> _Task instructions_
Skip the pictures. Transcribe the rest of the data below without changing a word.

* START Given information *

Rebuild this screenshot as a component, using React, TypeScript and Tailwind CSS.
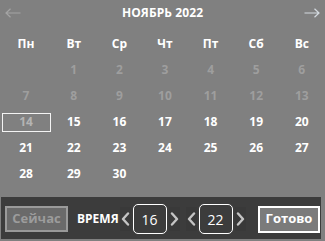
const weekDays = ['Пн', 'Вт', 'Ср', 'Чт', 'Пт', 'Сб', 'Вс']

// ноябрь 2022 начинается со вторника
const cells: (number | null)[] = [null, ...Array.from({ length: 30 }, (_, i) => i + 1)]

function Arrow({ dir, className }: { dir: 'left' | 'right'; className?: string }) {
  return (
    <svg width="16" height="10" viewBox="0 0 16 10" className={className} fill="none" stroke="currentColor" strokeWidth="1.2">
      {dir === 'left' ? (
        <path d="M15.5 5H1M5.5 0.8L1 5l4.5 4.2" />
      ) : (
        <path d="M0.5 5H15M10.5 0.8L15 5l-4.5 4.2" />
      )}
    </svg>
  )
}

function Chevron({ dir }: { dir: 'left' | 'right' }) {
  return (
    <span className="w-[11px] h-[24px] flex items-center justify-center bg-[#393939] text-[#c4c4c4]">
      <svg width="9" height="14" viewBox="0 0 9 14" fill="none" stroke="currentColor" strokeWidth="2.4" strokeLinecap="round" strokeLinejoin="round">
        {dir === 'left' ? <path d="M7 1.5L2 7l5 5.5" /> : <path d="M2 1.5L7 7l-5 5.5" />}
      </svg>
    </span>
  )
}

function Spinner({ value }: { value: string }) {
  return (
    <div className="flex items-center gap-[2px]">
      <Chevron dir="left" />
      <span className="w-[34px] h-[30px] border border-white rounded-[5px] flex items-center justify-center text-[14px] text-white font-normal">
        {value}
      </span>
      <Chevron dir="right" />
    </div>
  )
}

export default function App() {
  return (
    <div className="w-[325px] h-[241px] bg-[#808080] overflow-hidden" style={{ fontFamily: '"Open Sans", "Noto Sans", sans-serif' }}>
      <div className="h-[26px] flex items-center justify-between px-[5px]">
        <Arrow dir="left" className="text-[#a4a4a4]" />
        <span className="text-[12px] font-bold text-white tracking-[0.1px]">НОЯБРЬ 2022</span>
        <Arrow dir="right" className="text-[#d4dae0]" />
      </div>

      <div className="mt-[5px] pl-[1px] grid grid-cols-[50px_repeat(6,45.6px)] auto-rows-[26px] text-[12px] font-bold">
        {weekDays.map((d) => (
          <div key={d} className="flex items-center justify-center text-white">{d}</div>
        ))}
        {cells.map((n, i) => (
          <div key={i} className="flex items-center justify-center">
            {n === 14 ? (
              <span className="w-[49px] h-[19px] border-[1.5px] border-[#f4f4f4] flex items-center justify-center text-[#b4b4b4]">14</span>
            ) : n !== null ? (
              <span className={n < 14 ? 'text-[#9e9e9e]' : 'text-white'}>{n}</span>
            ) : null}
          </div>
        ))}
      </div>

      <div className="mt-[10px] ml-[1px] w-[320px] h-[42px] bg-[#3c3c3c] flex items-center pl-[4px] pt-[2px] text-[12px] font-bold">
        <button className="w-[63px] h-[26px] border-2 border-[#9a9a9a] bg-[#6a6a6a] text-[#9c9c9c] text-[13px]">Сейчас</button>
        <span className="ml-[9px] text-white">ВРЕМЯ</span>
        <div className="ml-[1px] flex items-center gap-[6px]">
          <Spinner value="16" />
          <Spinner value="22" />
        </div>
        <button className="ml-auto mr-[1px] w-[62px] h-[27px] border-2 border-white bg-[#7b7b7b] text-white text-[13px]">Готово</button>
      </div>
    </div>
  )
}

* END Given information *

> _Answer for the task_
Rebuild this screenshot as a component, using React, TypeScript and Tailwind CSS.
const weekDays = ['Пн', 'Вт', 'Ср', 'Чт', 'Пт', 'Сб', 'Вс']

// ноябрь 2022 начинается со вторника
const cells: (number | null)[] = [null, ...Array.from({ length: 30 }, (_, i) => i + 1)]

function Arrow({ dir, className }: { dir: 'left' | 'right'; className?: string }) {
  return (
    <svg width="16" height="10" viewBox="0 0 16 10" className={className} fill="none" stroke="currentColor" strokeWidth="1.2">
      {dir === 'left' ? (
        <path d="M15.5 5H1M5.5 0.8L1 5l4.5 4.2" />
      ) : (
        <path d="M0.5 5H15M10.5 0.8L15 5l-4.5 4.2" />
      )}
    </svg>
  )
}

function Chevron({ dir }: { dir: 'left' | 'right' }) {
  return (
    <span className="w-[11px] h-[24px] flex items-center justify-center bg-[#393939] text-[#c4c4c4]">
      <svg width="9" height="14" viewBox="0 0 9 14" fill="none" stroke="currentColor" strokeWidth="2.4" strokeLinecap="round" strokeLinejoin="round">
        {dir === 'left' ? <path d="M7 1.5L2 7l5 5.5" /> : <path d="M2 1.5L7 7l-5 5.5" />}
      </svg>
    </span>
  )
}

function Spinner({ value }: { value: string }) {
  return (
    <div className="flex items-center gap-[2px]">
      <Chevron dir="left" />
      <span className="w-[34px] h-[30px] border border-white rounded-[5px] flex items-center justify-center text-[14px] text-white font-normal">
        {value}
      </span>
      <Chevron dir="right" />
    </div>
  )
}

export default function App() {
  return (
    <div className="w-[325px] h-[241px] bg-[#808080] overflow-hidden" style={{ fontFamily: '"Open Sans", "Noto Sans", sans-serif' }}>
      <div className="h-[26px] flex items-center justify-between px-[5px]">
        <Arrow dir="left" className="text-[#a4a4a4]" />
        <span className="text-[12px] font-bold text-white tracking-[0.1px]">НОЯБРЬ 2022</span>
        <Arrow dir="right" className="text-[#d4dae0]" />
      </div>

      <div className="mt-[5px] pl-[1px] grid grid-cols-[50px_repeat(6,45.6px)] auto-rows-[26px] text-[12px] font-bold">
        {weekDays.map((d) => (
          <div key={d} className="flex items-center justify-center text-white">{d}</div>
        ))}
        {cells.map((n, i) => (
          <div key={i} className="flex items-center justify-center">
            {n === 14 ? (
              <span className="w-[49px] h-[19px] border-[1.5px] border-[#f4f4f4] flex items-center justify-center text-[#b4b4b4]">14</span>
            ) : n !== null ? (
              <span className={n < 14 ? 'text-[#9e9e9e]' : 'text-white'}>{n}</span>
            ) : null}
          </div>
        ))}
      </div>

      <div className="mt-[10px] ml-[1px] w-[320px] h-[42px] bg-[#3c3c3c] flex items-center pl-[4px] pt-[2px] text-[12px] font-bold">
        <button className="w-[63px] h-[26px] border-2 border-[#9a9a9a] bg-[#6a6a6a] text-[#9c9c9c] text-[13px]">Сейчас</button>
        <span className="ml-[9px] text-white">ВРЕМЯ</span>
        <div className="ml-[1px] flex items-center gap-[6px]">
          <Spinner value="16" />
          <Spinner value="22" />
        </div>
        <button className="ml-auto mr-[1px] w-[62px] h-[27px] border-2 border-white bg-[#7b7b7b] text-white text-[13px]">Готово</button>
      </div>
    </div>
  )
}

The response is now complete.